[TO DO]
Tally the lines that contain "styles" and report the total alone.

=== DATASET RECORDS ===

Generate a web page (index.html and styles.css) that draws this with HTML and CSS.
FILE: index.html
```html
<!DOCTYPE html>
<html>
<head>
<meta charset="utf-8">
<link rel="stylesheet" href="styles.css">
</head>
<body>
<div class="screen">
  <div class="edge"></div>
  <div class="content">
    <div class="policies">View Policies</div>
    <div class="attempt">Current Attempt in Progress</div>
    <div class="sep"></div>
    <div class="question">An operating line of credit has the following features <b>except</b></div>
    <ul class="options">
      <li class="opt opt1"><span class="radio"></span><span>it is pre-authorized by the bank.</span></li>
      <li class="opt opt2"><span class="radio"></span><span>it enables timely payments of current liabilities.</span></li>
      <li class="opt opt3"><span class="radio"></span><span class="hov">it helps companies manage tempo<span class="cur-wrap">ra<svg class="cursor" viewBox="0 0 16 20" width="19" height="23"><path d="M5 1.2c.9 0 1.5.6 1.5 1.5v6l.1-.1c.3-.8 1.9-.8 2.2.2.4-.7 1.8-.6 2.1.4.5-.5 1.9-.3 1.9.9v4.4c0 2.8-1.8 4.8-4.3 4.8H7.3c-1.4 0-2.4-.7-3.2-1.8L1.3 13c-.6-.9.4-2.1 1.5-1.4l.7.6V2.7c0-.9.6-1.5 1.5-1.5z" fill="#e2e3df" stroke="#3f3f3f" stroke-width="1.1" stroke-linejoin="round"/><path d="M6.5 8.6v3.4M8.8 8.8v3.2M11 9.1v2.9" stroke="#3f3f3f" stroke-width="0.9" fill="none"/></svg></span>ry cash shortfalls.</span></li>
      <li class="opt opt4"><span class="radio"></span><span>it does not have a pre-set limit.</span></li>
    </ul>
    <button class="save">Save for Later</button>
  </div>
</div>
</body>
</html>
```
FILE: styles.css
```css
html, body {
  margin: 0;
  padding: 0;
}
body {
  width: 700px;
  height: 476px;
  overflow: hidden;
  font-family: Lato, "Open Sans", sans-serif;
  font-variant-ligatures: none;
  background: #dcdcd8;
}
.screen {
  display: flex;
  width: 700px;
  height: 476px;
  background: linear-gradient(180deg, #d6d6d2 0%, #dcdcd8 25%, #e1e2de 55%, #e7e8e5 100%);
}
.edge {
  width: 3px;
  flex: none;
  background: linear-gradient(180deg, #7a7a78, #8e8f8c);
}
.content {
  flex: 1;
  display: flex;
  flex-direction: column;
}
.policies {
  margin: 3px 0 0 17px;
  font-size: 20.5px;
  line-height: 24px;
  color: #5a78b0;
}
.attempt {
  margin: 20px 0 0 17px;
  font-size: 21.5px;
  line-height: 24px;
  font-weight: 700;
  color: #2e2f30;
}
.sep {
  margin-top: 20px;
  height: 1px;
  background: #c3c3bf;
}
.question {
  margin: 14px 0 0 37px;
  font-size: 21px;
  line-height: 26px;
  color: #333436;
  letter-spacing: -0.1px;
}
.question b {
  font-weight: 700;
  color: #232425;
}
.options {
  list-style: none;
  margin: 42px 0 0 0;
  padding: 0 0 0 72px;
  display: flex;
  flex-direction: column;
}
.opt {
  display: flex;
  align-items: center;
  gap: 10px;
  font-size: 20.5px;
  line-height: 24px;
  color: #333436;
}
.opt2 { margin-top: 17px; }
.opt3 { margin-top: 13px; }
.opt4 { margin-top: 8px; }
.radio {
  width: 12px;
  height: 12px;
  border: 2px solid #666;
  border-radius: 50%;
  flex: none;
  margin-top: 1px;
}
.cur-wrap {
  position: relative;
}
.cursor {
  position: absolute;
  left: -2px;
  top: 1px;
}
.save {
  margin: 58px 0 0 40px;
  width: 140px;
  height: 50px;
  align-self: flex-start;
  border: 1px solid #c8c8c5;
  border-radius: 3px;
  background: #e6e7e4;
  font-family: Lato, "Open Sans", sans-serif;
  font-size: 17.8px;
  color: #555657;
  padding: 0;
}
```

===
=== DATASET RECORDS ===

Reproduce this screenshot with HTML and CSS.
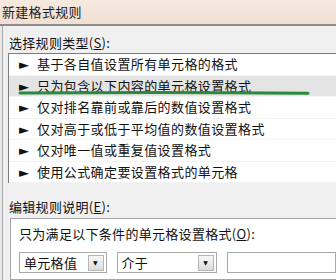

===

[OUTPUT FOR THIS TASK]
3